[Begin Provided data]
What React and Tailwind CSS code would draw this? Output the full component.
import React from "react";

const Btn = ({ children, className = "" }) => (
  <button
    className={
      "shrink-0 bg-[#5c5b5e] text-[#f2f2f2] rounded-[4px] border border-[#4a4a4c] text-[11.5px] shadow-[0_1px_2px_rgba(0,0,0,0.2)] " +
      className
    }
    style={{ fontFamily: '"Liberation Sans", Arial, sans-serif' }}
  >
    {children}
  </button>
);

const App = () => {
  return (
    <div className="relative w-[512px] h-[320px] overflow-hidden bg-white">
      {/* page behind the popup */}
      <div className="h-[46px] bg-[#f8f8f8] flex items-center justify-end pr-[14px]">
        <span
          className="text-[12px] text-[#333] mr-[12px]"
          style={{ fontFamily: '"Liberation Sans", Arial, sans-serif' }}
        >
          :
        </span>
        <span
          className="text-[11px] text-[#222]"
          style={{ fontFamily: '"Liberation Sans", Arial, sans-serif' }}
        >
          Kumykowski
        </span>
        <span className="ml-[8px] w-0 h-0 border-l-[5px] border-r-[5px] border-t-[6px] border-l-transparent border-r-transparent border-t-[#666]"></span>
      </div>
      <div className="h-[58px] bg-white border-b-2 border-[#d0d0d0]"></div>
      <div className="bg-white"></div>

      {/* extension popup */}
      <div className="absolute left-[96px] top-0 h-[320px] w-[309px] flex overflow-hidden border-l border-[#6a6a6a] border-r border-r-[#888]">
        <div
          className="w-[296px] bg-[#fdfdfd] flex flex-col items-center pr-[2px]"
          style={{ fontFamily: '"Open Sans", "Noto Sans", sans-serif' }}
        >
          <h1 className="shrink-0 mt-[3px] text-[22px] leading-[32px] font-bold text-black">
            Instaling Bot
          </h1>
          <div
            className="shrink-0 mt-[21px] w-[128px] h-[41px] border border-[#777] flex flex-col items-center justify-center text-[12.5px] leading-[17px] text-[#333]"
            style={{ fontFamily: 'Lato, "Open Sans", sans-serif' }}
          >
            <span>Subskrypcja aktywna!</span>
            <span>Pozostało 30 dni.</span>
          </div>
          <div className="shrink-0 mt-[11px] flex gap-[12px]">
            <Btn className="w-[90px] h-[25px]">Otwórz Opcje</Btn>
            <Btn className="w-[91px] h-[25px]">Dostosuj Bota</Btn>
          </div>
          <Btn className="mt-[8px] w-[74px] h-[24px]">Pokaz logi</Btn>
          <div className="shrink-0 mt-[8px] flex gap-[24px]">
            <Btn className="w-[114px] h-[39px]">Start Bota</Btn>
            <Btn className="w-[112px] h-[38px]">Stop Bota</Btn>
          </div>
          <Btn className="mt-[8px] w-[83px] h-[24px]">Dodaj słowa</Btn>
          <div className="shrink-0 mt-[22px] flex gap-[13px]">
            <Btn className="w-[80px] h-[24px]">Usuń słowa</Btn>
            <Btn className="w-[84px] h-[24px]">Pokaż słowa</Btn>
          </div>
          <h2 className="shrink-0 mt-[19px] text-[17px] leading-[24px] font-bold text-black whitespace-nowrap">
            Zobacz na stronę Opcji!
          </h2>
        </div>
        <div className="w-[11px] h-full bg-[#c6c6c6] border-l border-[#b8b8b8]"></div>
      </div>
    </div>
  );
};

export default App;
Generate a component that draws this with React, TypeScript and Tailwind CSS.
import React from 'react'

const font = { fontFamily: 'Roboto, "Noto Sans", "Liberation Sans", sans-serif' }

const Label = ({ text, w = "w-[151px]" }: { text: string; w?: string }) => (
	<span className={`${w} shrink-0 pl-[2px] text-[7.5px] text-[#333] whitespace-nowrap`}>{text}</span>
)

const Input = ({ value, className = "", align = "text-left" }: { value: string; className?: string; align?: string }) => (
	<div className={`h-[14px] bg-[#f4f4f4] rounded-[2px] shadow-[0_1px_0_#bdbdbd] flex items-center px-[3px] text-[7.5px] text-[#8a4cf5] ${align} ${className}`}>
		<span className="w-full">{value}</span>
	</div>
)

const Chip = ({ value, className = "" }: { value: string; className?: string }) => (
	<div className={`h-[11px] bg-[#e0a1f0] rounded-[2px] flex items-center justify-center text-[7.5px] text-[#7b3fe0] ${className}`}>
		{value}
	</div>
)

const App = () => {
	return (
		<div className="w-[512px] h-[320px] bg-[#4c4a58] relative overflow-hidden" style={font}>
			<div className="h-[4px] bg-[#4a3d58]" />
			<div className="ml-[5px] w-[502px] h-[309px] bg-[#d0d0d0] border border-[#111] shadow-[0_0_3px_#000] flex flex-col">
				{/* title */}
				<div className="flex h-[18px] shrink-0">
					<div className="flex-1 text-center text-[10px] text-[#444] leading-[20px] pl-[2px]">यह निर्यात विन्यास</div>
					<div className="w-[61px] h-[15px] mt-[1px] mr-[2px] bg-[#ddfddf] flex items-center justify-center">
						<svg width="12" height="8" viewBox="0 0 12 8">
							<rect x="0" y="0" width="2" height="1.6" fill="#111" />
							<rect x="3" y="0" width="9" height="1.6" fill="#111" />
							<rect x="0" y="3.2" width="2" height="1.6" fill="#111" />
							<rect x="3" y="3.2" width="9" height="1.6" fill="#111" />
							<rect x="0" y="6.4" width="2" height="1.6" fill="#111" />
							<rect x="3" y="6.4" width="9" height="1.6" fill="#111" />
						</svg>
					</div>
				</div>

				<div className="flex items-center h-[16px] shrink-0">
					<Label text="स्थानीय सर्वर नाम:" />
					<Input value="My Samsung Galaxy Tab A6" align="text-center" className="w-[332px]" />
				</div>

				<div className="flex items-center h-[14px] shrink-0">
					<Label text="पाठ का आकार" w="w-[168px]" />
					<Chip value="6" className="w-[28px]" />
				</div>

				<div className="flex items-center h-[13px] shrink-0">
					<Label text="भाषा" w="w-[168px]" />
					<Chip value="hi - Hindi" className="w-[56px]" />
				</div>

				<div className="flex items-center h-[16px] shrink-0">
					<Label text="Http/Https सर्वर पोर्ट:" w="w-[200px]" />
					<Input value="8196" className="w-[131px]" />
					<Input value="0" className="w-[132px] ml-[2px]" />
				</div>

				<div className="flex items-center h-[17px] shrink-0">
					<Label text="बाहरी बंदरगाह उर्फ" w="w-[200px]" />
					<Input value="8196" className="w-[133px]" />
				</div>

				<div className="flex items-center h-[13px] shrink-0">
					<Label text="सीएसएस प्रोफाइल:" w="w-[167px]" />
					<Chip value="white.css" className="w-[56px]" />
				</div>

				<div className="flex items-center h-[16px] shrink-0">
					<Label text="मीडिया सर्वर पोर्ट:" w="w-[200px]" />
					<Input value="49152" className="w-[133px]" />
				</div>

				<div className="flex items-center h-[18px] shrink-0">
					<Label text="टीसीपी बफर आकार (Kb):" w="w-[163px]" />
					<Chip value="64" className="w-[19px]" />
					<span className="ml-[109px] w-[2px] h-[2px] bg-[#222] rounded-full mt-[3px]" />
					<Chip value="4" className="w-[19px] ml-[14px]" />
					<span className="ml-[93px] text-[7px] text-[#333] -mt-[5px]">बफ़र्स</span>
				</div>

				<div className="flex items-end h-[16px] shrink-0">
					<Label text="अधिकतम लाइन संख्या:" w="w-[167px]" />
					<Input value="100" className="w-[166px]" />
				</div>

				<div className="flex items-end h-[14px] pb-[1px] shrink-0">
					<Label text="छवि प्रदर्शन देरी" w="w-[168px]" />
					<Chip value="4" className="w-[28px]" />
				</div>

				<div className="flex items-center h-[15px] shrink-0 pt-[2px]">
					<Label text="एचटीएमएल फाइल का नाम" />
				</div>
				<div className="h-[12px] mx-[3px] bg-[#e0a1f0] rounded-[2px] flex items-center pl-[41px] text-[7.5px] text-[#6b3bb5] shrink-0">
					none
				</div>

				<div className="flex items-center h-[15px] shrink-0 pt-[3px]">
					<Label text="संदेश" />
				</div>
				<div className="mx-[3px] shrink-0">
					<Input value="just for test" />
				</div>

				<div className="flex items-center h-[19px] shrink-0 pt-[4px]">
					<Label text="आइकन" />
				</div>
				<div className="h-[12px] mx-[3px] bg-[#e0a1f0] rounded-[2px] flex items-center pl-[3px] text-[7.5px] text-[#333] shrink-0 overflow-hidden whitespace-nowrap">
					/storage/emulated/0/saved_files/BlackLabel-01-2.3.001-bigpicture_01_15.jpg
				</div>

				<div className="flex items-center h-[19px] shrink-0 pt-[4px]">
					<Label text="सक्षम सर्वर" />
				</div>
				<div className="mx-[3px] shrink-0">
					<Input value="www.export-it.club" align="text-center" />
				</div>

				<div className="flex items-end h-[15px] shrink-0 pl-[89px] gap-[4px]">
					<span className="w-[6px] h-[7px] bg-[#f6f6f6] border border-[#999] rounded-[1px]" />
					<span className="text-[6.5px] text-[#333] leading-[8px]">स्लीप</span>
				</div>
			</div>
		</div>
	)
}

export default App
[End Provided data]
[Begin Provided data]
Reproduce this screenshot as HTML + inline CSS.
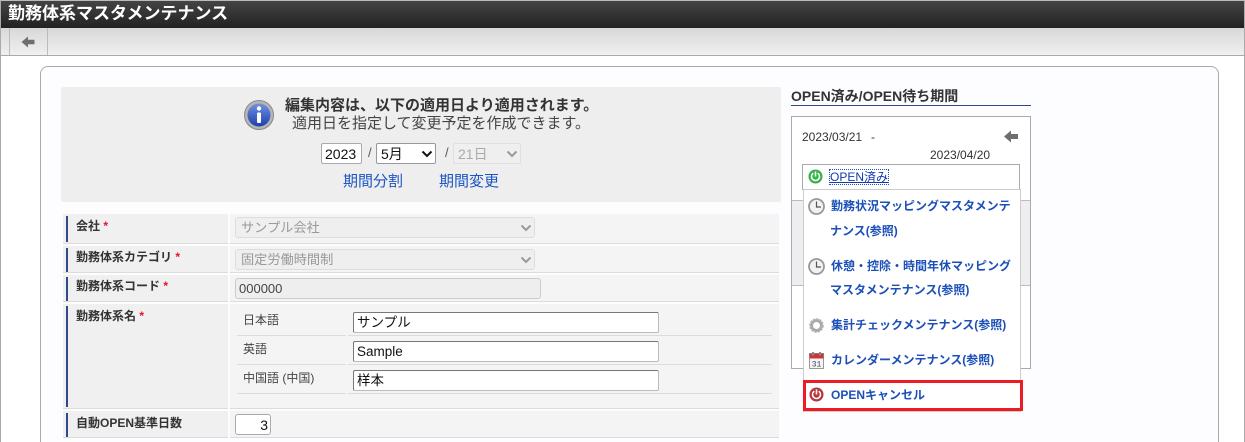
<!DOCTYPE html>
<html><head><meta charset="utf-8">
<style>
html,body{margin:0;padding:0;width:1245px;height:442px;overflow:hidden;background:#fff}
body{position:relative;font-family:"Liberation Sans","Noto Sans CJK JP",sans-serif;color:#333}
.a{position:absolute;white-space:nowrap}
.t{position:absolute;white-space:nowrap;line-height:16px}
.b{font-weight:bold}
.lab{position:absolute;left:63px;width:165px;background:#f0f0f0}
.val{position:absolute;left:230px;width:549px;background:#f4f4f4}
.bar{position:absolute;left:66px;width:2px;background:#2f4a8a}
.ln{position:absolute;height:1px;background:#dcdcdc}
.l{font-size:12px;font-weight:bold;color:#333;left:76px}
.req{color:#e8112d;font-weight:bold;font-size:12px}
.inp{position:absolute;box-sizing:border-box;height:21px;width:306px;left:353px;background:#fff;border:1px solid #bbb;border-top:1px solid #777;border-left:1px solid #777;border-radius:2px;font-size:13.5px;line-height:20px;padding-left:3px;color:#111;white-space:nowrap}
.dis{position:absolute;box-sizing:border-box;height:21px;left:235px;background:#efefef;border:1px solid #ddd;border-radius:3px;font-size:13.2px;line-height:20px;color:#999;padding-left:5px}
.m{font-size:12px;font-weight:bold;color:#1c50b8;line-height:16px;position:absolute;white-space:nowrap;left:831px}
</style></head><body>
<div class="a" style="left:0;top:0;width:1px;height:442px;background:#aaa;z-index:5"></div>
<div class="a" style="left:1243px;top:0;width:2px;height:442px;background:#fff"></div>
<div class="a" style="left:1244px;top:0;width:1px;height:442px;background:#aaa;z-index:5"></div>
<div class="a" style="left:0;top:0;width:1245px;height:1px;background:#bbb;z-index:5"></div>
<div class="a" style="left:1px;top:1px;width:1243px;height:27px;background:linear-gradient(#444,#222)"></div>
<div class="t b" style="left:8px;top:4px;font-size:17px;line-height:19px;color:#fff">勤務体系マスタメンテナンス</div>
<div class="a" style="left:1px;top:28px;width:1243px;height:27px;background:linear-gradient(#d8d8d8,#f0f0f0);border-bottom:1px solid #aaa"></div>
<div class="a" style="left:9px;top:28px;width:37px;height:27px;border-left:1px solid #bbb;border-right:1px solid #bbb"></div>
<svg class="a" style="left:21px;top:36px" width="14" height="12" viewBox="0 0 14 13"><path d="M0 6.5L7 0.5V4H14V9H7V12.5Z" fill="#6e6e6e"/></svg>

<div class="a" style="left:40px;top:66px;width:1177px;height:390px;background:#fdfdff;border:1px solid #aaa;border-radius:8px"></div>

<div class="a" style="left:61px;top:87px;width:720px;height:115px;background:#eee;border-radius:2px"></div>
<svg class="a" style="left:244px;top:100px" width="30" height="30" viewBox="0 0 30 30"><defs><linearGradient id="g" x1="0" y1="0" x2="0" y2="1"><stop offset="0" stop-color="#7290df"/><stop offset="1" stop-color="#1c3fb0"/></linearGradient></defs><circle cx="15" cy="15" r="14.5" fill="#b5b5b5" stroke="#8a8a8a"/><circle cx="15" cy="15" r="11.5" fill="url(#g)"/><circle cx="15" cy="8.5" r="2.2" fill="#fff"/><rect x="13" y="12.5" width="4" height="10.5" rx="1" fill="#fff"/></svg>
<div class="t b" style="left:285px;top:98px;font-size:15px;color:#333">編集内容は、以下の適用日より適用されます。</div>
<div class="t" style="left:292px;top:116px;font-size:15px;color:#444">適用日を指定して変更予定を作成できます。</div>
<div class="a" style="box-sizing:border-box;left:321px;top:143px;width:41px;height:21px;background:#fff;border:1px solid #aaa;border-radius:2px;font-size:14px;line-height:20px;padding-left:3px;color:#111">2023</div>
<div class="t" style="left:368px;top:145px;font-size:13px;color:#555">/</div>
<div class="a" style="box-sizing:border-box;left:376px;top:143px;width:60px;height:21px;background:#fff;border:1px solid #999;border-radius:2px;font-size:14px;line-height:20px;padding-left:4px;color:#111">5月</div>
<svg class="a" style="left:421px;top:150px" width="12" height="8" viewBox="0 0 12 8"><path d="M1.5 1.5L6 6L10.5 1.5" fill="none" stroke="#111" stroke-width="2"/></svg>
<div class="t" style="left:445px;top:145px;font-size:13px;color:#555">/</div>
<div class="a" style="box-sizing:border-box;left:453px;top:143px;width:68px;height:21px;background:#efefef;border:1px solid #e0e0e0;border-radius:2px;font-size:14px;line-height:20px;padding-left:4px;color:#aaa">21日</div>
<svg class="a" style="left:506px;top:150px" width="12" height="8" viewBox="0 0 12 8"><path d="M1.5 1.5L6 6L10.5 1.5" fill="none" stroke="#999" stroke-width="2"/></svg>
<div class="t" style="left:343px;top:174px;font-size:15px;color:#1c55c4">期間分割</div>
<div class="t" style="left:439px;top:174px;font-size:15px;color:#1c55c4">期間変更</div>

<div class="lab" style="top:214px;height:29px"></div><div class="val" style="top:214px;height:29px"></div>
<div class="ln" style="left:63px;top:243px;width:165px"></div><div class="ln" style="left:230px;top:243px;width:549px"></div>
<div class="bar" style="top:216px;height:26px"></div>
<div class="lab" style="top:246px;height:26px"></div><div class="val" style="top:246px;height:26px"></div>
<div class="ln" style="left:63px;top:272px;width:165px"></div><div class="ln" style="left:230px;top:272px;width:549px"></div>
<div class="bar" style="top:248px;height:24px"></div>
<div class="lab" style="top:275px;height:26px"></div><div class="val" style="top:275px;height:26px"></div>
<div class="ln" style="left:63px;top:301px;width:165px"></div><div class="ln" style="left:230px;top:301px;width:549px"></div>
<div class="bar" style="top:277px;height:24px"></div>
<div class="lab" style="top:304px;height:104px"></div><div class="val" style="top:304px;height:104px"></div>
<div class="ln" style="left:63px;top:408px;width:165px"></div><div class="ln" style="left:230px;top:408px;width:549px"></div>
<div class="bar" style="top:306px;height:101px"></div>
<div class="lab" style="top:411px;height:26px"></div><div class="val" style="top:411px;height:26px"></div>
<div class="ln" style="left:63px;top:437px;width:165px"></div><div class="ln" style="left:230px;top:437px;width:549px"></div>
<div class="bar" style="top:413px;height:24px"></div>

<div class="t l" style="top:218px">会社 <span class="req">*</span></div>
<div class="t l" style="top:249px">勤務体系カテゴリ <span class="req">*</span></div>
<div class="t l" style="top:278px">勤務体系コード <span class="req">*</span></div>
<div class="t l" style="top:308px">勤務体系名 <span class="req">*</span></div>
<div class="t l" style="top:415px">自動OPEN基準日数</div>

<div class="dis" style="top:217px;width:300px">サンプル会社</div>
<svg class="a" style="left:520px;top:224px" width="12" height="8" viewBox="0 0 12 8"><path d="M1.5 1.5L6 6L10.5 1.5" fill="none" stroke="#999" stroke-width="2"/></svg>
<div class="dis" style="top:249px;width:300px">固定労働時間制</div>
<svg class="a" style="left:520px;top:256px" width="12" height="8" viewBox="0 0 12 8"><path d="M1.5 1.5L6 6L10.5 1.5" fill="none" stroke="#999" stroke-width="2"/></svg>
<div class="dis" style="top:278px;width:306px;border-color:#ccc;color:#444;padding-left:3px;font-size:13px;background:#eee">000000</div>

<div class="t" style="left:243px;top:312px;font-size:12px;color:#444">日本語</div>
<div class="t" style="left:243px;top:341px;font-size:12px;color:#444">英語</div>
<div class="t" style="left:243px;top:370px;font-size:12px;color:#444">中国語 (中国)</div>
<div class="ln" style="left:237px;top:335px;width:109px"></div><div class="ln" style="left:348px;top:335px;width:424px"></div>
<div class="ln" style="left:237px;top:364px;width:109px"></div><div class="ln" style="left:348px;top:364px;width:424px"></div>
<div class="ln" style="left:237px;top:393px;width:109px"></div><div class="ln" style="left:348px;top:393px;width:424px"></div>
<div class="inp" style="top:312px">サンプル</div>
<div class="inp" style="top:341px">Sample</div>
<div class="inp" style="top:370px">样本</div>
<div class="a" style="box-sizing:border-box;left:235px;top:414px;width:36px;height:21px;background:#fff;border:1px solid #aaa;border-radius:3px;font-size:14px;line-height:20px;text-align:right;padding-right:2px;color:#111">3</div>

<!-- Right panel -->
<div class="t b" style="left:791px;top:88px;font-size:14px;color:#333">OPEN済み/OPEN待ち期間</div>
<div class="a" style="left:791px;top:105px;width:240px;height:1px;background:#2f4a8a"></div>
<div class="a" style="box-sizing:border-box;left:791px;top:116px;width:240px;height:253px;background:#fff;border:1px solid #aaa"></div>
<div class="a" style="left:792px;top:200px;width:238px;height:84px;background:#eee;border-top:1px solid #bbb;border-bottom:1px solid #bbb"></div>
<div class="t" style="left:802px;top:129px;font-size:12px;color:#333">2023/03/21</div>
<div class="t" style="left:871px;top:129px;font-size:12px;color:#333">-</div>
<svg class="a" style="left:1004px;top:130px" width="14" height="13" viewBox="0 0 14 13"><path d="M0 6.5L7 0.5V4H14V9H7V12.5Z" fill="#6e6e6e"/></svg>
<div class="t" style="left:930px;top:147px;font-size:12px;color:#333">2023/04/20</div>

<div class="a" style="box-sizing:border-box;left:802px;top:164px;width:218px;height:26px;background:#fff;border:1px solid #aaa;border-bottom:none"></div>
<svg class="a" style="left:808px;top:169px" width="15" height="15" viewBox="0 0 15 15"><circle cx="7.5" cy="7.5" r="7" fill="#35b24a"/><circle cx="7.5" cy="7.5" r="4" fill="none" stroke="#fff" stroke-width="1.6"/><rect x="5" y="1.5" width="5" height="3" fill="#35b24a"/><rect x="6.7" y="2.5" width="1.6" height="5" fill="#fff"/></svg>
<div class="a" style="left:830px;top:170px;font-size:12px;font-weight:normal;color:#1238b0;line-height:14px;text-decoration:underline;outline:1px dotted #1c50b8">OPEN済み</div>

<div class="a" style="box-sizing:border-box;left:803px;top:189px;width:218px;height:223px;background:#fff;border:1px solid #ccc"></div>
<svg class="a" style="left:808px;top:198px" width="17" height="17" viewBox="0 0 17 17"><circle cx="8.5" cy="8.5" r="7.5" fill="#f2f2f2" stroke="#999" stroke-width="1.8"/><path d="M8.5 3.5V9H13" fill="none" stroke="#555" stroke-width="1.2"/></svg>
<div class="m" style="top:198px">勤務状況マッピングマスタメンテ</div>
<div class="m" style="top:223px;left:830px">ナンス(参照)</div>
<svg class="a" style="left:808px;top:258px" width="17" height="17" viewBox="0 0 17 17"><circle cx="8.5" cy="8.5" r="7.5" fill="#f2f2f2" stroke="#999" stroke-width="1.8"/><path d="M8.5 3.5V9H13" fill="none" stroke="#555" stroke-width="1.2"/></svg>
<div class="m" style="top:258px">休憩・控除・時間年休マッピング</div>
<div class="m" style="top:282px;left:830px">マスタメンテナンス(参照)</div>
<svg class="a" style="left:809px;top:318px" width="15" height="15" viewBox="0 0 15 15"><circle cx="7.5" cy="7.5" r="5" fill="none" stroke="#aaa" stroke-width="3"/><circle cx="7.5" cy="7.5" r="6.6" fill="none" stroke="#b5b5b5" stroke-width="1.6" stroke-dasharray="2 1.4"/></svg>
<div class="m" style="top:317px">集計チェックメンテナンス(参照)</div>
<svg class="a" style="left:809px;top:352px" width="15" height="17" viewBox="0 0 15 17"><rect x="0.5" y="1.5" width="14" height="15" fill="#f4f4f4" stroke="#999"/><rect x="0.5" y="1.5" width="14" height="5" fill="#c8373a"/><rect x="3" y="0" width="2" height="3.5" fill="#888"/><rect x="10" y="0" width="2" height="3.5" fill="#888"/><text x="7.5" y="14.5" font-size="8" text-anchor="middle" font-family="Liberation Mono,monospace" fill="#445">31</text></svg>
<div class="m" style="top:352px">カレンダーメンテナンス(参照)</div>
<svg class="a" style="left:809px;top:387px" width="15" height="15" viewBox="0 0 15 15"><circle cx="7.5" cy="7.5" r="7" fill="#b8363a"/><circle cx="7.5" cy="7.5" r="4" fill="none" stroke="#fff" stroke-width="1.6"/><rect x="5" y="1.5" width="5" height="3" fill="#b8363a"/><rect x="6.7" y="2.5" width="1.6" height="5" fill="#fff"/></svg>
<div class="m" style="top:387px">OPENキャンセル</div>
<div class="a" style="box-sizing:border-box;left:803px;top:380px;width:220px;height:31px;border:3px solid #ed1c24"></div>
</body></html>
[End Provided data]
Problem to work on: Filter out every line that lacks the word "full", and copy the rest.

Output:
What React and Tailwind CSS code would draw this? Output the full component.
        <div className="w-[11px] h-full bg-[#c6c6c6] border-l border-[#b8b8b8]"></div>
		<span className="w-full">{value}</span>
					<span className="ml-[109px] w-[2px] h-[2px] bg-[#222] rounded-full mt-[3px]" />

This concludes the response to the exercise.